*Task details*. Return the number of lines holding "styles", with nothing added.

*Input rows*.
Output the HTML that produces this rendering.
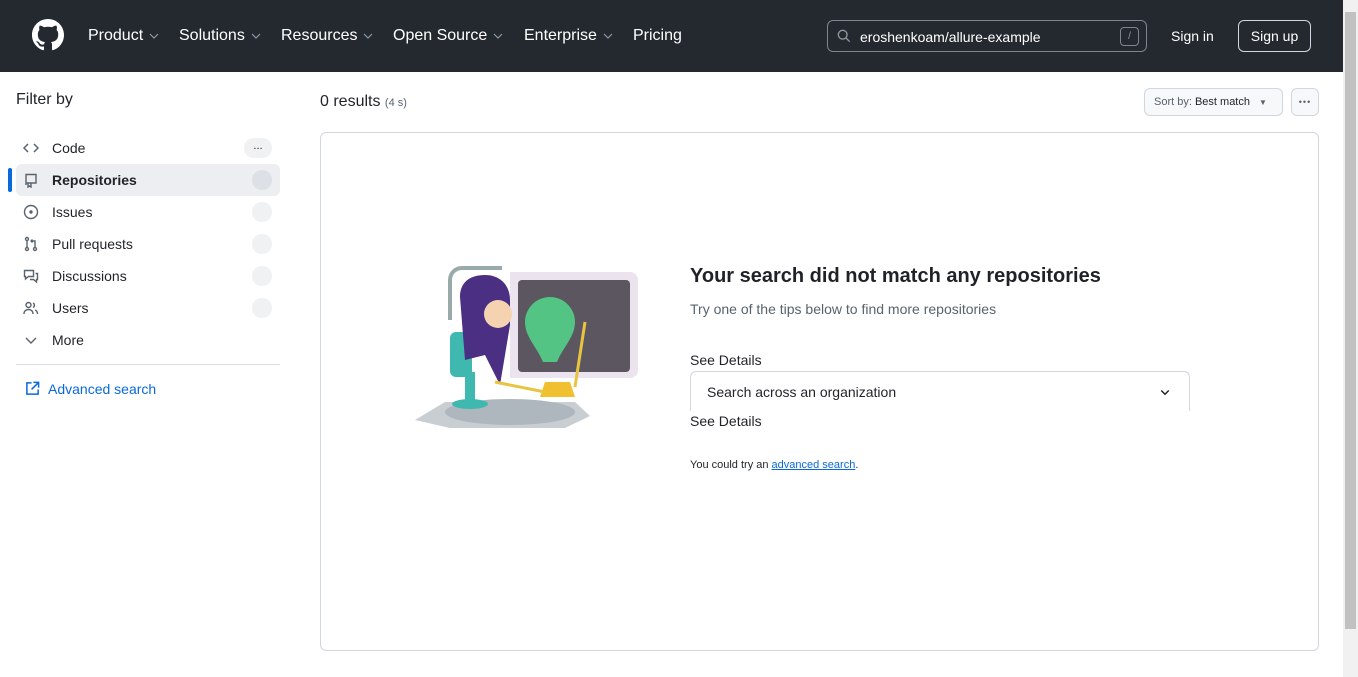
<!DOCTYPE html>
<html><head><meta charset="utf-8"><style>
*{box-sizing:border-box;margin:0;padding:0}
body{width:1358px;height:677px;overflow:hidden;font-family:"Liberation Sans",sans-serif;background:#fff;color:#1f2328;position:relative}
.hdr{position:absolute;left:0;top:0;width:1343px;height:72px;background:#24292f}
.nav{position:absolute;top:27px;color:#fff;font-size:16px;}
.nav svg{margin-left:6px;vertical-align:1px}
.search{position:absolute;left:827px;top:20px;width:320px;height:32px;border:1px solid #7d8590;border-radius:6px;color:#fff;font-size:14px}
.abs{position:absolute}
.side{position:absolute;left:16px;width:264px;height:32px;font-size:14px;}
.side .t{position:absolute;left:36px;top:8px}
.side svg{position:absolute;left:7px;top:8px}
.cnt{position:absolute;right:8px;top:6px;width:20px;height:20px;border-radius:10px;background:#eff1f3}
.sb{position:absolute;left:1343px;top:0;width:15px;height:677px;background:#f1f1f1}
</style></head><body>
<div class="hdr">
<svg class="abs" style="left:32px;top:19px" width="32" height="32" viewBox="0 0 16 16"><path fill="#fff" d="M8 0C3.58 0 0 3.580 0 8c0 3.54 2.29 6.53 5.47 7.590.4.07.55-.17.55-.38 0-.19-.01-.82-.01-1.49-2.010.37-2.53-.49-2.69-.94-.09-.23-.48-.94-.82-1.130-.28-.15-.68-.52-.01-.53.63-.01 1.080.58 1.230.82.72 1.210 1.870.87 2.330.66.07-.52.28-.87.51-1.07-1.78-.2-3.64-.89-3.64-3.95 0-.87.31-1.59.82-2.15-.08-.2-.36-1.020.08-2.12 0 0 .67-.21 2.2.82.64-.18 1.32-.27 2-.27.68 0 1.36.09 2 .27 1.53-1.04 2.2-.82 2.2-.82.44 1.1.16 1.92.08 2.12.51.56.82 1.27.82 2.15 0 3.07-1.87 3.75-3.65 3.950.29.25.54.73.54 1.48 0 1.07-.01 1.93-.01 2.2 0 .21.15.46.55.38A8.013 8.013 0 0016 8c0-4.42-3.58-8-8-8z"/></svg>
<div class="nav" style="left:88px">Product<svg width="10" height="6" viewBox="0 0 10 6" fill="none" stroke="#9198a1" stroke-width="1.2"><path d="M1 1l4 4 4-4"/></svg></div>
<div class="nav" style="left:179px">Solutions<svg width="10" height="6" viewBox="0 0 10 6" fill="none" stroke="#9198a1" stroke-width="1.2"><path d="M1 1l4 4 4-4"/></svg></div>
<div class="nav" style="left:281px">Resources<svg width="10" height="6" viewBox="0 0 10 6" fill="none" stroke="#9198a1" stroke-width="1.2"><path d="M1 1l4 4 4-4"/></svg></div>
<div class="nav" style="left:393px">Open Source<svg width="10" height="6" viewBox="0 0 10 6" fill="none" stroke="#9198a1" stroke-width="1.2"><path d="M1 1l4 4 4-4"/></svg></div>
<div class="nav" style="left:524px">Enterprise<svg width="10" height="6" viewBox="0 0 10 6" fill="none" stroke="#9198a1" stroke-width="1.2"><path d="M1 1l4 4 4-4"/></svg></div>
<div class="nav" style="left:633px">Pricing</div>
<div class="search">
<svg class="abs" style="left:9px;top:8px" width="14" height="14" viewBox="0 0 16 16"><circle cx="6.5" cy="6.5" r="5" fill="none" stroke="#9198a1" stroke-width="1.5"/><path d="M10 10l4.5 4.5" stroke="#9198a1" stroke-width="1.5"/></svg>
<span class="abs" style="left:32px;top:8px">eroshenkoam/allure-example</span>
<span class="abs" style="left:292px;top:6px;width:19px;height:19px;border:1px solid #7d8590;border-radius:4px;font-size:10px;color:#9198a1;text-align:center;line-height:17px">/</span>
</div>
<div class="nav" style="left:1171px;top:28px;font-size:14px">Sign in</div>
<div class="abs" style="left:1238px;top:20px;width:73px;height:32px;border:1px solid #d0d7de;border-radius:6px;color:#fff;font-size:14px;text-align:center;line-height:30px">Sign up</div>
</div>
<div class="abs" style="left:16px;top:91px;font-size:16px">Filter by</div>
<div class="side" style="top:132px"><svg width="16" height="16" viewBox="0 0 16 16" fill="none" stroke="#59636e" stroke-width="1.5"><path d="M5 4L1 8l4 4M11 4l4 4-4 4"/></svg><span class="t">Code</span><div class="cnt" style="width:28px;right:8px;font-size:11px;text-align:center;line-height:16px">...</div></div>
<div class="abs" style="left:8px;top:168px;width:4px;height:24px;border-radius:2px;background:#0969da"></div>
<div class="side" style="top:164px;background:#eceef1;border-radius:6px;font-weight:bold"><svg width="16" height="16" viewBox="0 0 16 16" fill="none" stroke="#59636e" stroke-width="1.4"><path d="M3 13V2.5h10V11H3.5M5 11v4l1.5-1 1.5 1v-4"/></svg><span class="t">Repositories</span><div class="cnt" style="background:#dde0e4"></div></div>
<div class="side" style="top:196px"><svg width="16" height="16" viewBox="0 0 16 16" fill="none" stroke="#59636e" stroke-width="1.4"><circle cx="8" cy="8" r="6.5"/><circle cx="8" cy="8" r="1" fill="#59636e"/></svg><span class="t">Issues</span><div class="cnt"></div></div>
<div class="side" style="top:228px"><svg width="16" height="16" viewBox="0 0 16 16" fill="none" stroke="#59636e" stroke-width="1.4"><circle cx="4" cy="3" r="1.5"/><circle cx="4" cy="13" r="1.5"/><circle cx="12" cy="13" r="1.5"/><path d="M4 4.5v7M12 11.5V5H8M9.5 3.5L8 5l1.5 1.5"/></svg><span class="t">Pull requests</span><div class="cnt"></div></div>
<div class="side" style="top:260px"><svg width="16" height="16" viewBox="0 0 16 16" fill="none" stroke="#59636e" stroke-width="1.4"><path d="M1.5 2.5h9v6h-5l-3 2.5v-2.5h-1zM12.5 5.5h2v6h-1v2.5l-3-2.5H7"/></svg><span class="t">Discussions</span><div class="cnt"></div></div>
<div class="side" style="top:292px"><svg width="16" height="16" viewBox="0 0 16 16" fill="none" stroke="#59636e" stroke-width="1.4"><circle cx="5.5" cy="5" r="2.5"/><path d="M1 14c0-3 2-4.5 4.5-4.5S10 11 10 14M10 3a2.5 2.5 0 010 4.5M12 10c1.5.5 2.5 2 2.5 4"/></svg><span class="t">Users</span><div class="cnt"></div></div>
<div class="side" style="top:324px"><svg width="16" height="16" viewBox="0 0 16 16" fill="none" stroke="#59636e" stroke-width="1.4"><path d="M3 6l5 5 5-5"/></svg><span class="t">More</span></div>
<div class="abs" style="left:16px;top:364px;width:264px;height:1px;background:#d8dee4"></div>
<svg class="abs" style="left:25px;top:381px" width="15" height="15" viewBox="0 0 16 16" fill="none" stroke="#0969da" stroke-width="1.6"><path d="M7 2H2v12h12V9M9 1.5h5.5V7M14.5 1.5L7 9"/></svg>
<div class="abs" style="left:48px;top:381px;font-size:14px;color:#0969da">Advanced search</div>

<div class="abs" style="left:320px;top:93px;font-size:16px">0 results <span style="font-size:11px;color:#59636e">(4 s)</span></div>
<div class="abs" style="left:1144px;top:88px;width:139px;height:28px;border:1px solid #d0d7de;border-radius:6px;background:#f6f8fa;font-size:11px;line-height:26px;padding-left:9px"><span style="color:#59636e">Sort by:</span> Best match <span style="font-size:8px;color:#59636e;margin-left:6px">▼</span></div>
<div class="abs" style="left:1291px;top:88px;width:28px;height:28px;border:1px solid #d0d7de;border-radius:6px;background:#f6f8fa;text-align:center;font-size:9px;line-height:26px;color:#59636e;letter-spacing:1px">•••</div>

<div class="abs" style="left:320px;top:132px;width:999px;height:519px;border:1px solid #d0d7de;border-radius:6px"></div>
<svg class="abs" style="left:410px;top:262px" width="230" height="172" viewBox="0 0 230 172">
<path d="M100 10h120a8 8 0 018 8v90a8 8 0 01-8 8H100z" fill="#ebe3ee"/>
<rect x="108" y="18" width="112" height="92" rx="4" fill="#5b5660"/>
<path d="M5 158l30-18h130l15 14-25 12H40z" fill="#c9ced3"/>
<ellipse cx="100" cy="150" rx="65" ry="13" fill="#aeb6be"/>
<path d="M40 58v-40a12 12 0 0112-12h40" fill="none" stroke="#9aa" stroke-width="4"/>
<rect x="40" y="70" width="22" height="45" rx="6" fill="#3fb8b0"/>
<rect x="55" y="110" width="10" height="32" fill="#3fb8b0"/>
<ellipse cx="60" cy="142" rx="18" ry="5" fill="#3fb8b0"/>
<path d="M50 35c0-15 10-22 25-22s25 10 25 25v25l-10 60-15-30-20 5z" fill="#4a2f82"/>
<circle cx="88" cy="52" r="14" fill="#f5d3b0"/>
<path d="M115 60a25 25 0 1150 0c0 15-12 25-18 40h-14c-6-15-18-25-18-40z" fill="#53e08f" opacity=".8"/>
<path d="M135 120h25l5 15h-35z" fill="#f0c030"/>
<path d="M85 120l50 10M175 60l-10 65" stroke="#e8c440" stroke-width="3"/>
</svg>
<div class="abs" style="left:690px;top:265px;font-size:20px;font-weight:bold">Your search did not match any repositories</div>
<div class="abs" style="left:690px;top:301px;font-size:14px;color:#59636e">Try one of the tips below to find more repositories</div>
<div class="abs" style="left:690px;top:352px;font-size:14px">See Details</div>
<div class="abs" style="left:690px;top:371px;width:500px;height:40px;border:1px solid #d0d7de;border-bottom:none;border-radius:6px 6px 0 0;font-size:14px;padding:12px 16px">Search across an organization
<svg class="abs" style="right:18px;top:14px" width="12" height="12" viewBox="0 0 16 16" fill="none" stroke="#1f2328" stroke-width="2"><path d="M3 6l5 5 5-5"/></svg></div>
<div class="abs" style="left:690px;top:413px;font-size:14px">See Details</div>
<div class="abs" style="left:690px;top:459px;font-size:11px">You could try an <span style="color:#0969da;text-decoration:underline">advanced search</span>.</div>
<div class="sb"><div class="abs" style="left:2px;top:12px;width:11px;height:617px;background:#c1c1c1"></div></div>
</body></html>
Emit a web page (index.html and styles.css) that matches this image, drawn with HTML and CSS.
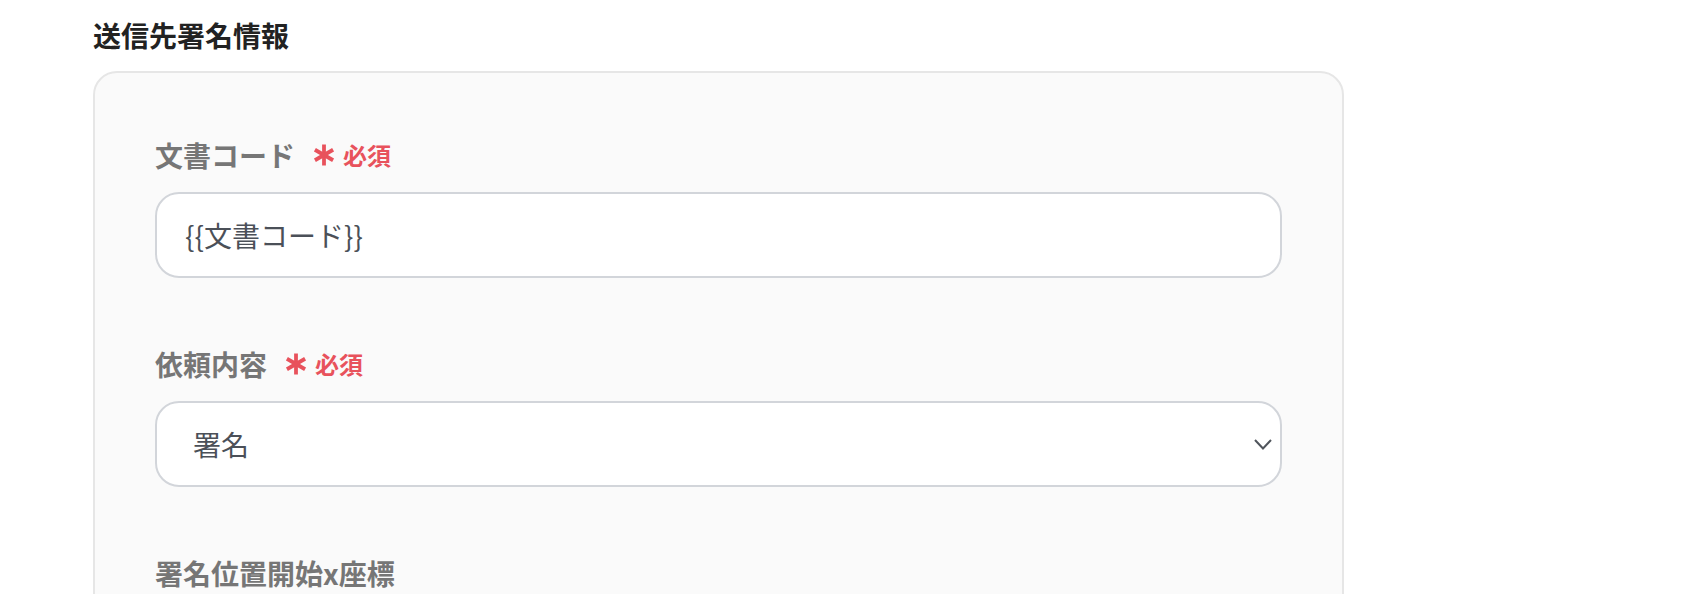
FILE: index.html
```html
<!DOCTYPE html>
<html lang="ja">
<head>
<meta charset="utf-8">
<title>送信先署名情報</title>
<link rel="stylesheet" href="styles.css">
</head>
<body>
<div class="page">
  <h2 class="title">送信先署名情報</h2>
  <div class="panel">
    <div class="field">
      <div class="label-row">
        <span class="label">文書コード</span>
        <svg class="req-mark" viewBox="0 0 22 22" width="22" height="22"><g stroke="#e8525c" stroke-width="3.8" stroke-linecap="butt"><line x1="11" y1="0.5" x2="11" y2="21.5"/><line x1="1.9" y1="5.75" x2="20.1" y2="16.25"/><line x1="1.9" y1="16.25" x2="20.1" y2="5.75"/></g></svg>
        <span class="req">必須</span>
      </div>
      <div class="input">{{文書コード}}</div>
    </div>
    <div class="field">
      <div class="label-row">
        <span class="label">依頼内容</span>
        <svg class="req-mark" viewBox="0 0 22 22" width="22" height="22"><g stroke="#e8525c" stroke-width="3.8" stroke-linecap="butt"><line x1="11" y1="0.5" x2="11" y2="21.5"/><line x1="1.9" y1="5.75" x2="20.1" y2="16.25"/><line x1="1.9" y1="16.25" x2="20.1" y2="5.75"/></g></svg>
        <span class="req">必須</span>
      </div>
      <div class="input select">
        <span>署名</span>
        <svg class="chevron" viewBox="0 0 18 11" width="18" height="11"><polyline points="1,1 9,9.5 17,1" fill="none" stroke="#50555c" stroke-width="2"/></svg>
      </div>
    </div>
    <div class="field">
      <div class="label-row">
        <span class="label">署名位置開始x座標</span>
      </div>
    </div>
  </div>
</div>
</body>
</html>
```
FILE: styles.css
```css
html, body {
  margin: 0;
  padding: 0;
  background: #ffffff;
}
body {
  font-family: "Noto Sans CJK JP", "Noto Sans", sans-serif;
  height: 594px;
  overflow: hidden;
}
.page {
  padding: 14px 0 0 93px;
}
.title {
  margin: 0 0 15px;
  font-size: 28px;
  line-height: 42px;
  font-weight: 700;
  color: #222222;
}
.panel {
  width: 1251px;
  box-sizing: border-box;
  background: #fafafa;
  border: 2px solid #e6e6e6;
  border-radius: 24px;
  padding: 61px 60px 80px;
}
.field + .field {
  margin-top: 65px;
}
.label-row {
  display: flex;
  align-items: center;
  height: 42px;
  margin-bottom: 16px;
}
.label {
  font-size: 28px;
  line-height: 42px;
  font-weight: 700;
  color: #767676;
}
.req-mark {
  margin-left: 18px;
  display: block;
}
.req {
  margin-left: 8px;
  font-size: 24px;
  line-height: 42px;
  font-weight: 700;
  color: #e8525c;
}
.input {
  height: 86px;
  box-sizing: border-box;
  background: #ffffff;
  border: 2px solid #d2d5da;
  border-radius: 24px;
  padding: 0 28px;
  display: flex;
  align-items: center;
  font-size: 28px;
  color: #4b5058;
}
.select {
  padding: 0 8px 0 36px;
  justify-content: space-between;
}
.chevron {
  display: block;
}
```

*Exercise result*. 3